Na América Latina, a organização altamente centralizada ainda em países federais como a Argentina e o México foi uma característica destacada dos sistemas educacionais desde sua origem até finais do século XX. No caso do Brasil, ainda que iniciada mais tardiamente e num processo não linear, também se verificou uma tendência à centralização progressiva, ao menos até a década de 1970.
Contudo, desde a década de 1960 e mais notadamente desde os anos 80 são comuns as políticas de descentralização da educação em diversas regiões do mundo. Ao colocar as decisões administrativas das escolas mais perto dos professores e estudantes, essas políticas se justificavam pelo objetivo de aumentar a eficiência do sistema e/ou conceder maior participação aos atores na base, incluindo os membros das comunidades locais. No entanto, como parte de reformas neoliberais do Estado e da economia, as quais conquistaram maior espaço durante a década de 1990, a descentralização foi proposta principalmente para aliviar fiscalmente os estados nacionais e implicou, em certas ocasiões, uma privatização velada ao transferir às famílias as responsabilidades financeiras referentes ao funcionamento das escolas.
O modelo mais estendido na reestruturação dos sistemas educacionais das últimas duas décadas parece ser, porém, aquele que combina medidas centralizadoras (estabelecimento de sistemas de medição da qualidade, parâmetros curriculares, instâncias planificadoras de nível central) e descentralizadoras (desconcentração administrativa, maior autonomia escolar, mecanismos de livre escolha de escola por parte dos pais). Nesse sentido, a descentralização aparece como um componente de novas formas de governo ou regulação da educação, que se estendem por diversos países e regiões, e sobre as quais influenciam fatores locais, nacionais e globais (BARROSO, 2005).

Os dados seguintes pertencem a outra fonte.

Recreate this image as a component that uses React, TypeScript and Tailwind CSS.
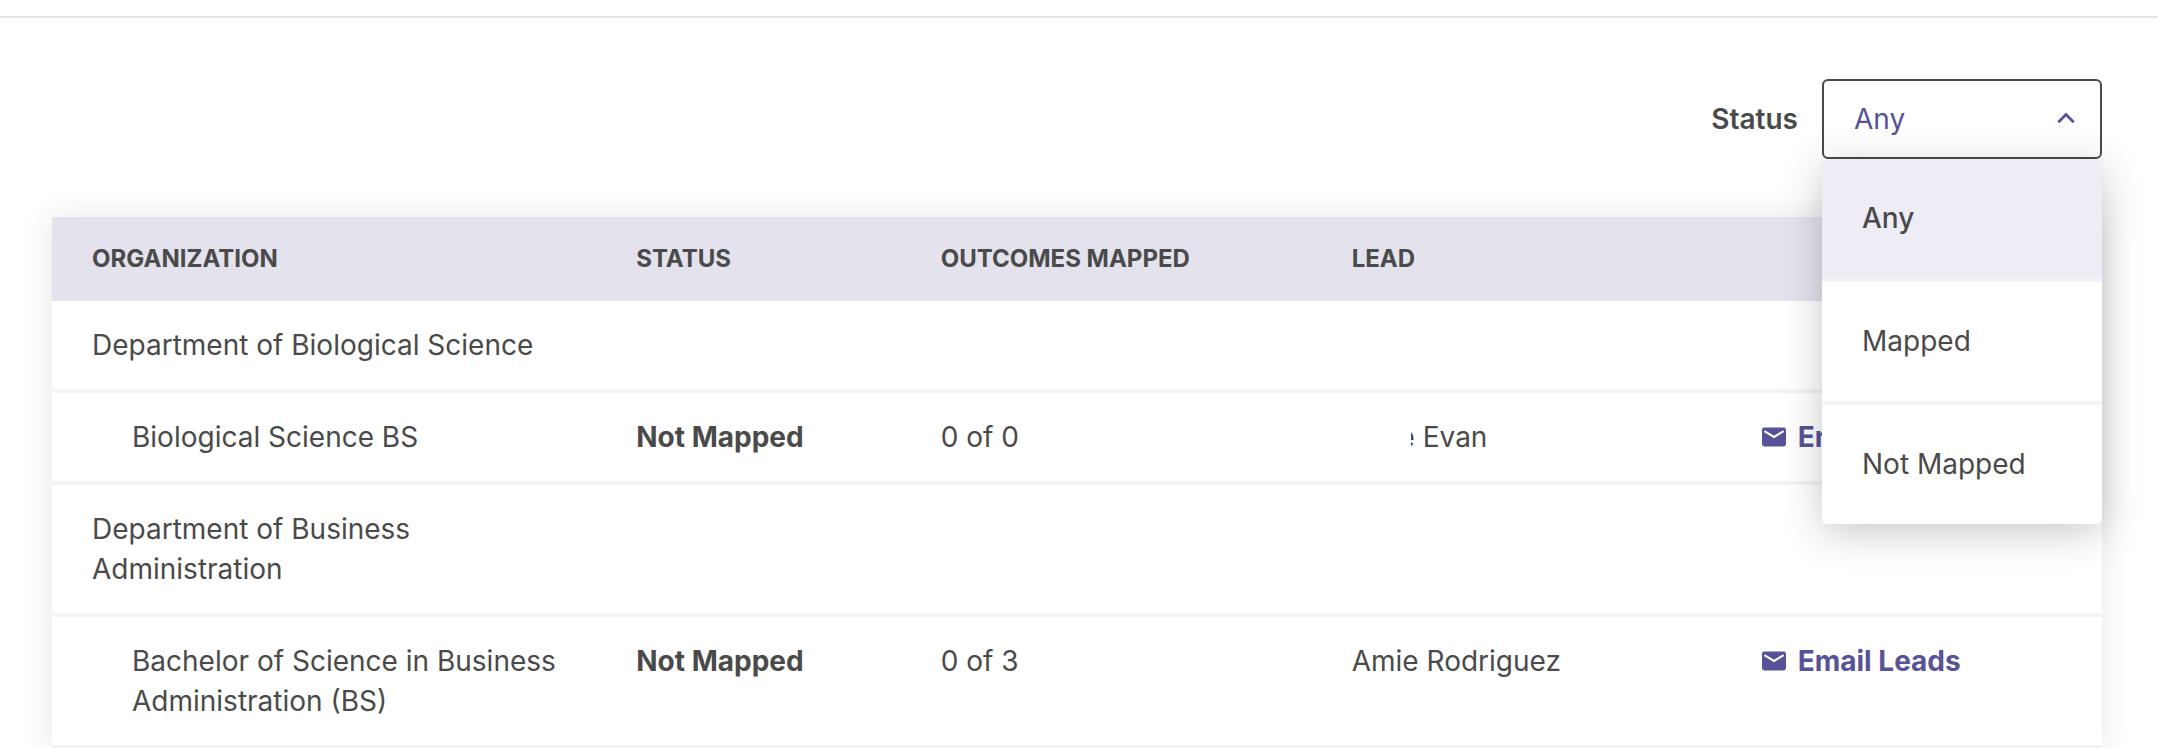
import { useState } from "react";
import type { KeyboardEvent, MouseEvent } from "react";

const options = ["Any", "Mapped", "Not Mapped"];

type Row =
  | { kind: "department"; name: string }
  | {
      kind: "program";
      name: string;
      status: string;
      outcomes: string;
      lead: string;
      clipped?: boolean;
    };

const rows: Row[] = [
  { kind: "department", name: "Department of Biological Science" },
  {
    kind: "program",
    name: "Biological Science BS",
    status: "Not Mapped",
    outcomes: "0 of 0",
    lead: "Evan",
    clipped: true,
  },
  { kind: "department", name: "Department of Business Administration" },
  {
    kind: "program",
    name: "Bachelor of Science in Business Administration (BS)",
    status: "Not Mapped",
    outcomes: "0 of 3",
    lead: "Amie Rodriguez",
  },
];

function MailIcon() {
  return (
    <svg viewBox="0 0 24 20" className="h-5 w-6 shrink-0" aria-hidden="true">
      <rect x="0" y="0.5" width="24" height="19" rx="2.4" fill="currentColor" />
      <path d="M2.4 4.2 12 10l9.6-5.8" fill="none" stroke="#fff" strokeWidth="2.1" />
    </svg>
  );
}

function StatusFilter() {
  const [open, setOpen] = useState(true);
  const [value, setValue] = useState("Any");

  const toggle = (event: MouseEvent) => {
    event.preventDefault();
    setOpen(!open);
  };

  const onKeyDown = (event: KeyboardEvent) => {
    if (event.key === "Escape") setOpen(false);
  };

  return (
    <div className="flex items-center justify-end gap-6">
      <label htmlFor="status" className="font-semibold">
        Status
      </label>
      <div className="relative w-[280px]" onKeyDown={onKeyDown}>
        <select
          id="status"
          value={value}
          onMouseDown={toggle}
          onChange={(event) => setValue(event.target.value)}
          className="block h-20 w-full appearance-none rounded-md border-2 border-[#4a4a4a] bg-white px-[30px] text-[#575396] outline-none"
        >
          {options.map((option) => (
            <option key={option}>{option}</option>
          ))}
        </select>
        <svg
          viewBox="0 0 18 12"
          className="pointer-events-none absolute top-[33px] right-[27px] h-3 w-[18px] text-[#575396]"
          aria-hidden="true"
        >
          <path d="M1.3 10.2 9 2.5l7.7 7.7" fill="none" stroke="currentColor" strokeWidth="2.8" />
        </svg>
        {open && (
          <ul
            role="listbox"
            aria-label="Status"
            className="absolute top-full left-0 z-10 w-full divide-y-4 divide-[#f3f3f3] overflow-hidden rounded-md bg-white shadow-[0_8px_40px_rgba(0,0,0,0.22)]"
          >
            {options.map((option) => (
              <li key={option} role="option" aria-selected={option === value}>
                <button
                  type="button"
                  onClick={() => {
                    setValue(option);
                    setOpen(false);
                  }}
                  className={
                    option === value
                      ? "block w-full bg-[#eeecf5] px-10 py-10 text-left leading-[39px] font-medium"
                      : "block w-full bg-white px-10 py-10 text-left leading-[39px]"
                  }
                >
                  {option}
                </button>
              </li>
            ))}
          </ul>
        )}
      </div>
    </div>
  );
}

export default function App() {
  return (
    <div className="h-screen overflow-hidden bg-white pt-4 font-['Inter',sans-serif] text-[28px] leading-10 text-[#4a4a4a]">
      <main className="border-t-2 border-[#e6e6e6] px-[52px] pt-[61px]">
        <div className="mr-1">
          <StatusFilter />
        </div>
        <div className="mt-[58px] mr-1 shadow-[0_0_30px_rgba(0,0,0,0.1)]">
          <table className="w-full table-fixed border-separate border-spacing-0 bg-white text-left">
            <colgroup>
              <col className="w-[26.55%]" />
              <col className="w-[14.85%]" />
              <col className="w-[20.05%]" />
              <col className="w-[20%]" />
              <col />
            </colgroup>
            <thead className="bg-[#e4e2ec] text-2xl leading-9">
              <tr>
                <th className="py-6 pl-10 font-bold">ORGANIZATION</th>
                <th className="py-6 pl-10 font-bold">STATUS</th>
                <th className="py-6 pl-10 font-bold">OUTCOMES MAPPED</th>
                <th className="py-6 pl-10 font-bold">LEAD</th>
                <td />
              </tr>
            </thead>
            <tbody>
              {rows.map((row) =>
                row.kind === "department" ? (
                  <tr key={row.name}>
                    <td className="border-b-4 border-[#f3f3f3] py-6 pl-10">{row.name}</td>
                    <td colSpan={4} className="border-b-4 border-[#f3f3f3]" />
                  </tr>
                ) : (
                  <tr key={row.name} className="align-top">
                    <td className="border-b-4 border-[#f3f3f3] py-6 pl-20">{row.name}</td>
                    <td className="border-b-4 border-[#f3f3f3] py-6 pl-10 font-bold">{row.status}</td>
                    <td className="border-b-4 border-[#f3f3f3] py-6 pl-10">{row.outcomes}</td>
                    <td className="border-b-4 border-[#f3f3f3] py-6 pl-10">
                      {row.clipped ? (
                        <span className="flex gap-2">
                          <span className="flex w-[63px] justify-end">
                            <span className="flex w-1 justify-end overflow-hidden">e</span>
                          </span>
                          {row.lead}
                        </span>
                      ) : (
                        row.lead
                      )}
                    </td>
                    <td className="border-b-4 border-[#f3f3f3] py-6 pl-10">
                      <a href="#email" className="flex items-center gap-3 font-bold text-[#575396]">
                        <MailIcon />
                        Email Leads
                      </a>
                    </td>
                  </tr>
                ),
              )}
            </tbody>
          </table>
        </div>
      </main>
    </div>
  );
}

Durante as últimas décadas, colocaram-se em prática diferentes tipos de descentralização educativa na América Latina. No Chile, inicialmente sob a ditadura pinochetista, mas sendo continuado pelos governos democráticos, estabeleceu-se a descentralização administrativa em nível municipal junto com um movimento de privatização, ao permitir a concorrência por fundos públicos entre municípios e escolas privadas. Outros países, como a Argentina, o Brasil e o México, experimentaram processos que descentralizaram a responsabilidade pela administração da educação delegando-a para níveis subnacionais (estados/províncias e municípios). Em vários casos, ao mesmo tempo, descentralizou-se a autoridade em direção à própria escola através da criação de conselhos de escola e da implementação de projetos institucionais ou de melhora para a tomada de decisões sobre diversos aspectos administrativos e/ou pedagógicos.
Esses diferentes tipos de descentralização têm feito parte das recomendações dos organismos internacionais (Banco Mundial, Banco Interamericano de Desenvolvimento, CEPAL) para os países da região nos anos recentes, contudo, o entusiasmo por essas medidas vem diminuindo devido ao fato de não terem alcançado os resultados esperados. Em geral, avalia-se que a descentralização educativa na América Latina gerou poucos avanços no que se refere à maior participação social e a melhores rendimentos acadêmicos, sendo que em vários casos tem-se associado ao aumento da desigualdade entre escolas e entre diferentes regiões, assim como à segmentação dos sistemas educacionais (KRAWCZYK; VIEIRA, 2007; WINKLER; GERSHBERG, 2000).